══ COLLECTED DATA ══

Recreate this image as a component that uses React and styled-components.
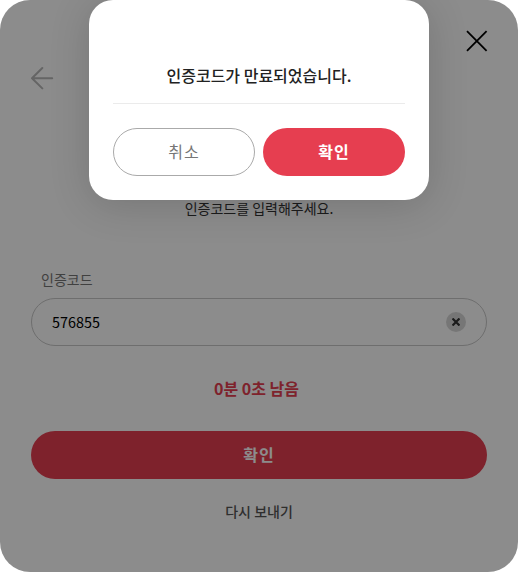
import styled, { createGlobalStyle } from "styled-components";

const GlobalStyle = createGlobalStyle`
  * {
    box-sizing: border-box;
  }

  body {
    margin: 0;
    background: #fff;
    font-family: "Noto Sans CJK KR", "Noto Sans", sans-serif;
  }

  button,
  input {
    font-family: inherit;
    margin: 0;
  }

  p {
    margin: 0;
  }
`;

const Card = styled.main`
  position: relative;
  display: flex;
  flex-direction: column;
  width: 518px;
  height: 572px;
  padding: 66px 31px 0;
  border-radius: 30px;
  background: #fff;
  overflow: hidden;
`;

const BackButton = styled.button`
  display: flex;
  align-self: flex-start;
  padding: 0;
  border: 0;
  background: none;
`;

const Description = styled.p`
  margin-top: 108px;
  color: #333;
  font-size: 14px;
  line-height: 20px;
  text-align: center;
`;

const Form = styled.form`
  display: flex;
  flex-direction: column;
  margin-top: 51px;
`;

const Label = styled.label`
  padding-left: 10px;
  color: #767676;
  font-size: 14px;
  line-height: 20px;
`;

const InputBox = styled.div`
  display: flex;
  align-items: center;
  height: 48px;
  margin-top: 9px;
  padding: 0 20px;
  border: 1px solid #c8c8c8;
  border-radius: 24px;
`;

const Input = styled.input`
  flex: 1;
  padding: 0 0 2px;
  border: 0;
  outline: none;
  background: none;
  color: #000;
  font-size: 14.4px;
`;

const ClearButton = styled.button`
  display: flex;
  align-items: center;
  justify-content: center;
  width: 20px;
  height: 20px;
  padding: 0;
  border: 0;
  border-radius: 50%;
  background: #d8d8d8;
`;

const Timer = styled.p`
  margin-top: 30px;
  padding-right: 5px;
  color: #e63e50;
  font-size: 16px;
  font-weight: 700;
  line-height: 24px;
  text-align: center;
`;

const Button = styled.button`
  width: ${(props) => (props.$wide ? "100%" : "142px")};
  height: 48px;
  margin-top: ${(props) => (props.$wide ? "31px" : 0)};
  padding: 0 0 2px;
  border: ${(props) => (props.$outline ? "1px solid #aaa" : "0")};
  border-radius: 24px;
  background: ${(props) => (props.$outline ? "#fff" : "#e63e50")};
  color: ${(props) => (props.$outline ? "#767676" : "#fff")};
  font-size: 16px;
  font-weight: ${(props) => (props.$outline ? 400 : 700)};
  letter-spacing: 1px;
`;

const ResendButton = styled.button`
  align-self: center;
  margin-top: 22px;
  padding: 0;
  border: 0;
  background: none;
  color: #555;
  font-size: 14px;
  font-weight: 500;
  line-height: 20px;
`;

const Overlay = styled.div`
  position: absolute;
  inset: 0;
  display: flex;
  justify-content: center;
  align-items: flex-start;
  background: rgba(0, 0, 0, 0.45);
`;

const Dialog = styled.div`
  width: 340px;
  height: 200px;
  padding: 63px 24px 24px;
  border-radius: 24px;
  background: #fff;
  box-shadow: 0 5px 40px rgba(0, 0, 0, 0.16);
`;

const Message = styled.p`
  height: 41px;
  border-bottom: 1px solid #ebebeb;
  color: #222;
  font-size: 16px;
  font-weight: 500;
  line-height: 24px;
  text-align: center;
`;

const Actions = styled.div`
  display: flex;
  gap: 8px;
  margin-top: 24px;
`;

const CloseButton = styled.button`
  position: absolute;
  top: 30px;
  right: 30px;
  display: flex;
  padding: 0;
  border: 0;
  background: none;
`;

function App() {
  return (
    <>
      <GlobalStyle />
      <Card>
        <BackButton aria-label="back">
          <svg width="23" height="24" viewBox="0 0 23 24" fill="none">
            <path
              d="M11.3 2L1 12.2l10.3 10.2M1 12.2h20.2"
              stroke="#b8b8b8"
              strokeWidth="2"
              strokeLinecap="round"
              strokeLinejoin="round"
            />
          </svg>
        </BackButton>
        <Description>인증코드를 입력해주세요.</Description>
        <Form>
          <Label htmlFor="code">인증코드</Label>
          <InputBox>
            <Input id="code" defaultValue="576855" />
            <ClearButton type="button" aria-label="clear">
              <svg width="8" height="8" viewBox="0 0 8 8">
                <path d="M.5 .5l7 7M7.5 .5l-7 7" stroke="#333" strokeWidth="2.2" />
              </svg>
            </ClearButton>
          </InputBox>
          <Timer>0분 0초 남음</Timer>
          <Button type="button" $wide>
            확인
          </Button>
          <ResendButton type="button">다시 보내기</ResendButton>
        </Form>
        <Overlay>
          <Dialog role="dialog">
            <Message>인증코드가 만료되었습니다.</Message>
            <Actions>
              <Button $outline>취소</Button>
              <Button>확인</Button>
            </Actions>
          </Dialog>
        </Overlay>
        <CloseButton aria-label="close">
          <svg width="22" height="22" viewBox="0 0 22 22">
            <path
              d="M1 1.2l19.6 19.6M20.6 1.2L1 20.8"
              stroke="#000"
              strokeWidth="1.8"
            />
          </svg>
        </CloseButton>
      </Card>
    </>
  );
}

export default App;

═══

(THE REQUEST): Write out each line again precisely as it appears, skipping every picture.

(RESPONSE TO THIS TASK):
Recreate this image as a component that uses React and styled-components.
import styled, { createGlobalStyle } from "styled-components";

const GlobalStyle = createGlobalStyle`
  * {
    box-sizing: border-box;
  }

  body {
    margin: 0;
    background: #fff;
    font-family: "Noto Sans CJK KR", "Noto Sans", sans-serif;
  }

  button,
  input {
    font-family: inherit;
    margin: 0;
  }

  p {
    margin: 0;
  }
`;

const Card = styled.main`
  position: relative;
  display: flex;
  flex-direction: column;
  width: 518px;
  height: 572px;
  padding: 66px 31px 0;
  border-radius: 30px;
  background: #fff;
  overflow: hidden;
`;

const BackButton = styled.button`
  display: flex;
  align-self: flex-start;
  padding: 0;
  border: 0;
  background: none;
`;

const Description = styled.p`
  margin-top: 108px;
  color: #333;
  font-size: 14px;
  line-height: 20px;
  text-align: center;
`;

const Form = styled.form`
  display: flex;
  flex-direction: column;
  margin-top: 51px;
`;

const Label = styled.label`
  padding-left: 10px;
  color: #767676;
  font-size: 14px;
  line-height: 20px;
`;

const InputBox = styled.div`
  display: flex;
  align-items: center;
  height: 48px;
  margin-top: 9px;
  padding: 0 20px;
  border: 1px solid #c8c8c8;
  border-radius: 24px;
`;

const Input = styled.input`
  flex: 1;
  padding: 0 0 2px;
  border: 0;
  outline: none;
  background: none;
  color: #000;
  font-size: 14.4px;
`;

const ClearButton = styled.button`
  display: flex;
  align-items: center;
  justify-content: center;
  width: 20px;
  height: 20px;
  padding: 0;
  border: 0;
  border-radius: 50%;
  background: #d8d8d8;
`;

const Timer = styled.p`
  margin-top: 30px;
  padding-right: 5px;
  color: #e63e50;
  font-size: 16px;
  font-weight: 700;
  line-height: 24px;
  text-align: center;
`;

const Button = styled.button`
  width: ${(props) => (props.$wide ? "100%" : "142px")};
  height: 48px;
  margin-top: ${(props) => (props.$wide ? "31px" : 0)};
  padding: 0 0 2px;
  border: ${(props) => (props.$outline ? "1px solid #aaa" : "0")};
  border-radius: 24px;
  background: ${(props) => (props.$outline ? "#fff" : "#e63e50")};
  color: ${(props) => (props.$outline ? "#767676" : "#fff")};
  font-size: 16px;
  font-weight: ${(props) => (props.$outline ? 400 : 700)};
  letter-spacing: 1px;
`;

const ResendButton = styled.button`
  align-self: center;
  margin-top: 22px;
  padding: 0;
  border: 0;
  background: none;
  color: #555;
  font-size: 14px;
  font-weight: 500;
  line-height: 20px;
`;

const Overlay = styled.div`
  position: absolute;
  inset: 0;
  display: flex;
  justify-content: center;
  align-items: flex-start;
  background: rgba(0, 0, 0, 0.45);
`;

const Dialog = styled.div`
  width: 340px;
  height: 200px;
  padding: 63px 24px 24px;
  border-radius: 24px;
  background: #fff;
  box-shadow: 0 5px 40px rgba(0, 0, 0, 0.16);
`;

const Message = styled.p`
  height: 41px;
  border-bottom: 1px solid #ebebeb;
  color: #222;
  font-size: 16px;
  font-weight: 500;
  line-height: 24px;
  text-align: center;
`;

const Actions = styled.div`
  display: flex;
  gap: 8px;
  margin-top: 24px;
`;

const CloseButton = styled.button`
  position: absolute;
  top: 30px;
  right: 30px;
  display: flex;
  padding: 0;
  border: 0;
  background: none;
`;

function App() {
  return (
    <>
      <GlobalStyle />
      <Card>
        <BackButton aria-label="back">
          <svg width="23" height="24" viewBox="0 0 23 24" fill="none">
            <path
              d="M11.3 2L1 12.2l10.3 10.2M1 12.2h20.2"
              stroke="#b8b8b8"
              strokeWidth="2"
              strokeLinecap="round"
              strokeLinejoin="round"
            />
          </svg>
        </BackButton>
        <Description>인증코드를 입력해주세요.</Description>
        <Form>
          <Label htmlFor="code">인증코드</Label>
          <InputBox>
            <Input id="code" defaultValue="576855" />
            <ClearButton type="button" aria-label="clear">
              <svg width="8" height="8" viewBox="0 0 8 8">
                <path d="M.5 .5l7 7M7.5 .5l-7 7" stroke="#333" strokeWidth="2.2" />
              </svg>
            </ClearButton>
          </InputBox>
          <Timer>0분 0초 남음</Timer>
          <Button type="button" $wide>
            확인
          </Button>
          <ResendButton type="button">다시 보내기</ResendButton>
        </Form>
        <Overlay>
          <Dialog role="dialog">
            <Message>인증코드가 만료되었습니다.</Message>
            <Actions>
              <Button $outline>취소</Button>
              <Button>확인</Button>
            </Actions>
          </Dialog>
        </Overlay>
        <CloseButton aria-label="close">
          <svg width="22" height="22" viewBox="0 0 22 22">
            <path
              d="M1 1.2l19.6 19.6M20.6 1.2L1 20.8"
              stroke="#000"
              strokeWidth="1.8"
            />
          </svg>
        </CloseButton>
      </Card>
    </>
  );
}

export default App;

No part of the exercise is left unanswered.